What needs to be done:
Look through the material below. Copy each line that contains the string "styles".

==============================

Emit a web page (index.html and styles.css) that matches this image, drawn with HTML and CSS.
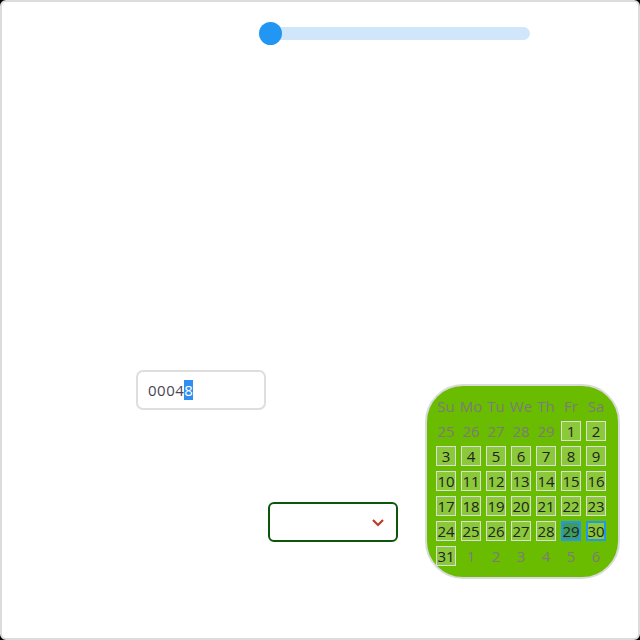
FILE: index.html
```html
<!DOCTYPE html>
<html>
<head>
<meta charset="utf-8">
<link rel="stylesheet" href="styles.css">
</head>
<body>
<div class="frame">
  <div class="slider">
    <div class="track"></div>
    <div class="thumb"></div>
  </div>
  <div class="bottom">
    <div class="left-col">
      <div class="text-input"><span>0004</span><span class="sel">8</span></div>
      <div class="select">
        <svg class="chev" width="14" height="9" viewBox="0 0 14 9"><path d="M2 2 L7 7 L12 2" fill="none" stroke="#c0392b" stroke-width="2.2"/></svg>
      </div>
    </div>
    <div class="calendar">
      <div class="grid">
        <div class="hd">Su</div><div class="hd">Mo</div><div class="hd">Tu</div><div class="hd">We</div><div class="hd">Th</div><div class="hd">Fr</div><div class="hd">Sa</div>
        <div class="d out">25</div><div class="d out">26</div><div class="d out">27</div><div class="d out">28</div><div class="d out">29</div><div class="d">1</div><div class="d">2</div>
        <div class="d">3</div><div class="d">4</div><div class="d">5</div><div class="d">6</div><div class="d">7</div><div class="d">8</div><div class="d">9</div>
        <div class="d">10</div><div class="d">11</div><div class="d">12</div><div class="d">13</div><div class="d">14</div><div class="d">15</div><div class="d">16</div>
        <div class="d">17</div><div class="d">18</div><div class="d">19</div><div class="d">20</div><div class="d">21</div><div class="d">22</div><div class="d">23</div>
        <div class="d">24</div><div class="d">25</div><div class="d">26</div><div class="d">27</div><div class="d">28</div><div class="d sel-day">29</div><div class="d focus">30</div>
        <div class="d">31</div><div class="d out">1</div><div class="d out">2</div><div class="d out">3</div><div class="d out">4</div><div class="d out">5</div><div class="d out">6</div>
      </div>
    </div>
  </div>
</div>
</body>
</html>
```
FILE: styles.css
```css
html { background: #000; }
body { margin: 0; font-family: "Open Sans", "Noto Sans", sans-serif; }
.frame {
  width: 640px; height: 640px; box-sizing: border-box;
  border: 2px solid #dcdcdc; border-radius: 6px; background: #fff;
  overflow: hidden;
}
.slider { position: relative; margin: 20px 0 0 257px; width: 271px; height: 24px; }
.track { position: absolute; left: 2px; right: 0; top: 5px; height: 13px; border-radius: 7px; background: #d0e7fb; }
.thumb { position: absolute; left: 0; top: 0; width: 23px; height: 23px; border-radius: 50%; background: #2196f3; }
.bottom { display: flex; align-items: flex-start; margin-top: 324px; padding-left: 134px; }
.left-col { width: 261px; display: flex; flex-direction: column; }
.text-input {
  width: 130px; height: 40px; box-sizing: border-box;
  border: 2px solid #dedede; border-radius: 7px;
  padding-left: 10px; display: flex; align-items: center;
  font-size: 15px; color: #4a4554; letter-spacing: 0.5px;
}
.text-input .sel { background: #2e8ff0; color: #fff; }
.select {
  margin: 92px 0 0 132px;
  width: 130px; height: 40px; box-sizing: border-box;
  border: 2px solid #0b560b; border-radius: 6px;
  display: flex; align-items: center; justify-content: flex-end; padding-right: 11px;
}
.calendar {
  margin: 14px 0 0 28px;
  width: 195px; height: 195px; box-sizing: border-box;
  border: 2px solid #dadada; border-radius: 38px;
  background: #6abc00;
  padding: 10px 0 0 9px;
}
.grid { display: grid; grid-template-columns: repeat(7, 20px); grid-auto-rows: 20px; gap: 5px; }
.hd, .d { display: flex; align-items: center; justify-content: center; font-size: 15px; }
.hd { color: #7b7b7b; }
.d { box-sizing: border-box; border: 1px solid #dcdcdc; background: #8bc83a; color: #222; }
.d.out { border: none; background: none; color: #7b7b7b; }
.d.sel-day { background: #3d9b5f; border: 2px solid #2196f3; }
.d.focus { border: 2px solid #2196f3; }
```
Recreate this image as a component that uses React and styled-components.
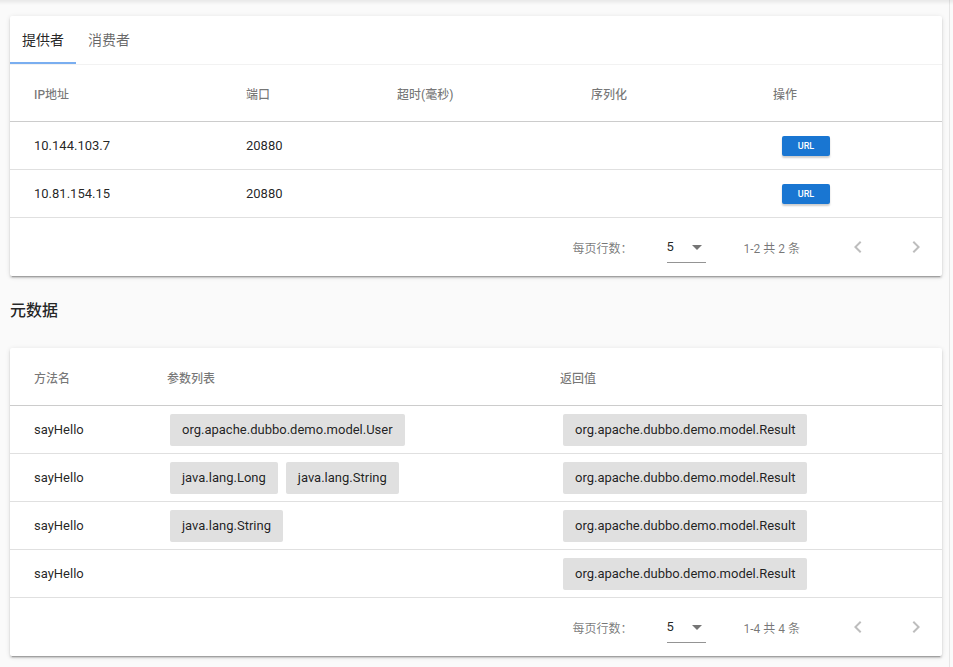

==============================

Complete output:
Emit a web page (index.html and styles.css) that matches this image, drawn with HTML and CSS.
<link rel="stylesheet" href="styles.css">
FILE: styles.css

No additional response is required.